• _The problem_
Output the line that holds "Write the React, TypeScript", the line that holds "border-r border-b border-[#d4d4d4]", and every line between them, exactly, but none of the pictures.

• _Code that builds pages_
** START **
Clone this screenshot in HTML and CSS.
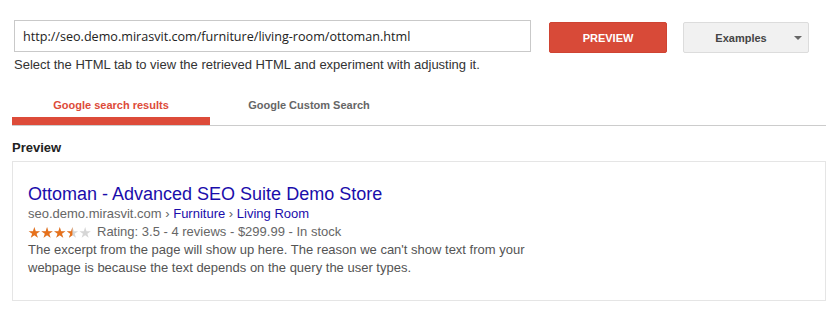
FILE: index.html
```html
<!DOCTYPE html>
<html lang="en">
<head>
  <meta charset="UTF-8">
  <title>Rich Snippets Preview</title>
  <link rel="stylesheet" href="styles.css">
</head>
<body>
  <div class="page">
    <div class="fetch-row">
      <input class="url-input" type="text" value="http://seo.demo.mirasvit.com/furniture/living-room/ottoman.html">
      <button class="btn btn-preview">PREVIEW</button>
      <button class="btn btn-examples">Examples <span class="caret"></span></button>
    </div>
    <p class="hint">Select the HTML tab to view the retrieved HTML and experiment with adjusting it.</p>

    <div class="tabs">
      <div class="tab active">Google search results</div>
      <div class="tab">Google Custom Search</div>
    </div>

    <h4 class="section-title">Preview</h4>
    <div class="result-box">
      <a class="result-title" href="#">Ottoman - Advanced SEO Suite Demo Store</a>
      <div class="result-url">seo.demo.mirasvit.com › <a href="#">Furniture</a> › <a href="#">Living Room</a></div>
      <div class="result-rating">
        <svg class="stars" width="64" height="11" viewBox="0 0 64 11">
          <defs>
            <path id="star" d="M6.35 0 L7.7 4.15 L12.06 4.15 L8.53 6.71 L9.88 10.85 L6.35 8.29 L2.82 10.85 L4.17 6.71 L0.64 4.15 L5 4.15Z"/>
            <clipPath id="rated"><rect x="0" y="0" width="44.4" height="11"/></clipPath>
          </defs>
          <g fill="#d6d6d6">
            <use href="#star"/>
            <use href="#star" x="12.7"/>
            <use href="#star" x="25.4"/>
            <use href="#star" x="38.1"/>
            <use href="#star" x="50.8"/>
          </g>
          <g fill="#e7711b" clip-path="url(#rated)">
            <use href="#star"/>
            <use href="#star" x="12.7"/>
            <use href="#star" x="25.4"/>
            <use href="#star" x="38.1"/>
            <use href="#star" x="50.8"/>
          </g>
        </svg>
        Rating: 3.5 - 4 reviews - $299.99 - In stock
      </div>
      <div class="result-snippet">The excerpt from the page will show up here. The reason we can't show text from your webpage is because the text depends on the query the user types.</div>
    </div>
  </div>
</body>
</html>
```

FILE: styles.css
```css
body {
  margin: 0;
  background: #fff;
  font-family: 'Liberation Sans', Arial, sans-serif;
  color: #333;
}
.page {
  padding: 20px 11px 0 12px;
}
.fetch-row {
  display: flex;
  align-items: flex-start;
  margin-left: 2px;
}
.url-input {
  box-sizing: border-box;
  width: 517px;
  height: 32px;
  margin: 0;
  padding: 0 8px;
  border: 1px solid #c9c9c9;
  font-family: 'Open Sans', sans-serif;
  font-size: 12.6px;
  color: #222;
  outline: none;
}
.btn {
  box-sizing: border-box;
  height: 31px;
  margin-top: 2px;
  border-radius: 2px;
  font-family: 'Liberation Sans', Arial, sans-serif;
  font-size: 11px;
  font-weight: bold;
  cursor: pointer;
}
.btn-preview {
  width: 118px;
  margin-left: 18px;
  background: #d84a38;
  border: 1px solid #cf4332;
  color: #fff;
}
.btn-examples {
  position: relative;
  width: 126px;
  margin-left: 16px;
  background: #f1f1f1;
  border: 1px solid #dcdcdc;
  color: #444;
  padding-right: 16px;
}
.caret {
  position: absolute;
  right: 6px;
  top: 13px;
  width: 0;
  height: 0;
  border-left: 4px solid transparent;
  border-right: 4px solid transparent;
  border-top: 4px solid #666;
}
.hint {
  margin: 4px 0 0 2px;
  font-size: 13px;
  line-height: 15px;
  color: #333;
}
.tabs {
  display: flex;
  margin-top: 18px;
  border-bottom: 1px solid #cccccc;
}
.tab {
  width: 198px;
  padding: 8px 0 4px;
  line-height: 15px;
  text-align: center;
  font-size: 11px;
  font-weight: bold;
  color: #666;
  border-bottom: 8px solid transparent;
}
.tab.active {
  color: #dd4b39;
  border-bottom-color: #dd4b39;
}
.section-title {
  margin: 14px 0 0;
  font-size: 13px;
  line-height: 15px;
  color: #222;
}
.result-box {
  margin-top: 6px;
  padding: 21px 15px 23px;
  border: 1px solid #e5e5e5;
}
.result-title {
  display: block;
  font-size: 18px;
  line-height: 22px;
  color: #1a0dab;
  text-decoration: none;
}
.result-url,
.result-rating,
.result-snippet {
  font-size: 13px;
  line-height: 18px;
  color: #666;
}
.result-url a {
  color: #1a0dab;
  text-decoration: none;
}
.result-rating {
  display: flex;
  align-items: center;
  gap: 5px;
}
.stars {
  display: block;
}
.result-snippet {
  width: 512px;
  color: #545454;
}
```
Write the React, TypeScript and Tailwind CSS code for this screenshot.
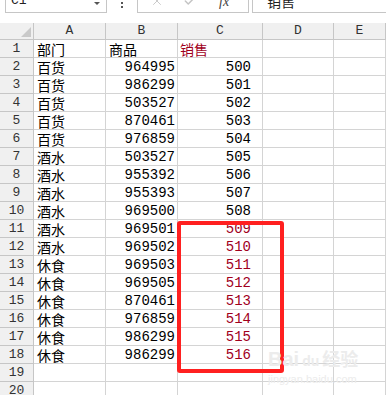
import { X, Check } from "lucide-react";

const rows: [string, string, string][] = [
  ["部门", "商品", "销售"],
  ["百货", "964995", "500"],
  ["百货", "986299", "501"],
  ["百货", "503527", "502"],
  ["百货", "870461", "503"],
  ["百货", "976859", "504"],
  ["酒水", "503527", "505"],
  ["酒水", "955392", "506"],
  ["酒水", "955393", "507"],
  ["酒水", "969500", "508"],
  ["酒水", "969501", "509"],
  ["酒水", "969502", "510"],
  ["休食", "969503", "511"],
  ["休食", "969505", "512"],
  ["休食", "870461", "513"],
  ["休食", "976859", "514"],
  ["休食", "986299", "515"],
  ["休食", "986299", "516"],
  ["", "", ""],
  ["", "", ""],
];

const cjk = "font-['Noto_Sans_CJK_SC',sans-serif]";
const mono = "font-['Liberation_Mono',monospace]";
const cell = "h-[18px] border-r border-b border-[#d4d4d4] bg-white";

export default function App() {
  return (
    <div className="relative h-[395px] w-[386px] overflow-hidden bg-white">
      {/* formula bar, cut off at the top */}
      <div className="-mt-[11px] flex h-[24px] items-stretch">
        <div className="ml-[5px] flex w-[102px] items-center justify-between border border-[#c6c6c6] pr-[6px] pl-[5px]">
          <span className={`${mono} text-[13px] text-[#222]`}>C1</span>
          <span className="mt-[4px] h-0 w-0 border-x-[3px] border-t-[3px] border-x-transparent border-t-[#555]" />
        </div>
        <div className="flex w-[30px] flex-col items-center justify-end gap-[2px] pb-[5px]">
          <span className="h-[2px] w-[2px] bg-[#555]" />
          <span className="h-[2px] w-[2px] bg-[#555]" />
        </div>
        <div className="flex w-[112px] items-center border border-[#c6c6c6] pl-[12px]">
          <X className="h-[14px] w-[14px] text-[#c4c4c4]" strokeWidth={1.5} />
          <Check className="ml-[19px] h-[14px] w-[14px] text-[#c4c4c4]" strokeWidth={2.5} />
          <span className="ml-[22px] font-['Liberation_Serif',serif] text-[14px] text-[#444] italic">
            fx
          </span>
        </div>
        <div className="ml-[3px] flex flex-1 items-center border-y border-l border-[#c6c6c6] pl-[14px]">
          <span className={`${cjk} text-[14px] text-[#222]`}>销售</span>
        </div>
      </div>

      {/* sheet grid */}
      <div className="mt-[10px] grid grid-cols-[34px_72px_72px_85px_71px_1fr]">
        <div className="relative h-[17px] border-r border-b border-[#c6c6c6] bg-[#f0f0f0]">
          <svg className="absolute top-[4px] left-[21px]" width="10" height="10" viewBox="0 0 10 10">
            <polygon points="10,0 10,10 0,10" fill="#c9c9c9" />
          </svg>
        </div>
        {["A", "B", "C", "D", "E"].map((l) => (
          <div
            key={l}
            className={`${mono} flex h-[17px] items-center justify-center border-r border-b border-[#c6c6c6] bg-[#f0f0f0] text-[13px] text-[#333]`}
          >
            {l}
          </div>
        ))}

        {rows.map(([a, b, c], i) => (
          <div key={i} className="contents">
            <div
              className={`${mono} flex h-[18px] items-center justify-center border-r border-b border-[#c6c6c6] bg-[#f0f0f0] text-[13px] text-[#333]`}
            >
              {i + 1}
            </div>
            <div className={`${cell} ${cjk} flex items-center pl-[3px] text-[14px] leading-none text-black`}>{a}</div>
            <div
              className={`${cell} flex items-center pr-[2px] text-[14px] leading-none text-black ${
                i === 0 ? `${cjk} justify-start pl-[3px]` : `${mono} justify-end text-[13px]`
              }`}
            >
              {b}
            </div>
            <div
              className={`${cell} flex items-center text-[14px] leading-none ${
                i === 0
                  ? `${cjk} justify-start pl-[2px] text-[#a0001c]`
                  : `${mono} justify-end pr-[11px] text-[13px] ${i >= 10 ? "text-[#a0001c]" : "text-black"}`
              }`}
            >
              {c}
            </div>
            <div className={cell} />
            <div className={cell} />
          </div>
        ))}
      </div>

      {/* highlight box */}
      <div className="absolute top-[221px] left-[177px] h-[152px] w-[107px] rounded-[3px] border-[4px] border-[#ff2020]" />

      {/* watermark */}
      <div className="pointer-events-none absolute top-[349px] left-[268px] flex flex-col items-start text-[#ececec]">
        <span className="font-['Liberation_Sans',sans-serif] text-[20px] leading-none font-bold">
          Bai<span className="mx-[3px] text-[14px]">du</span>
          <span className={`${cjk} text-[18px]`}>经验</span>
        </span>
        <span className="mt-[5px] font-['Liberation_Sans',sans-serif] text-[11px] leading-none">
          jingyan.baidu.com
        </span>
      </div>
    </div>
  );
}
** END **
• _The completed task_
Write the React, TypeScript and Tailwind CSS code for this screenshot.
import { X, Check } from "lucide-react";

const rows: [string, string, string][] = [
  ["部门", "商品", "销售"],
  ["百货", "964995", "500"],
  ["百货", "986299", "501"],
  ["百货", "503527", "502"],
  ["百货", "870461", "503"],
  ["百货", "976859", "504"],
  ["酒水", "503527", "505"],
  ["酒水", "955392", "506"],
  ["酒水", "955393", "507"],
  ["酒水", "969500", "508"],
  ["酒水", "969501", "509"],
  ["酒水", "969502", "510"],
  ["休食", "969503", "511"],
  ["休食", "969505", "512"],
  ["休食", "870461", "513"],
  ["休食", "976859", "514"],
  ["休食", "986299", "515"],
  ["休食", "986299", "516"],
  ["", "", ""],
  ["", "", ""],
];

const cjk = "font-['Noto_Sans_CJK_SC',sans-serif]";
const mono = "font-['Liberation_Mono',monospace]";
const cell = "h-[18px] border-r border-b border-[#d4d4d4] bg-white";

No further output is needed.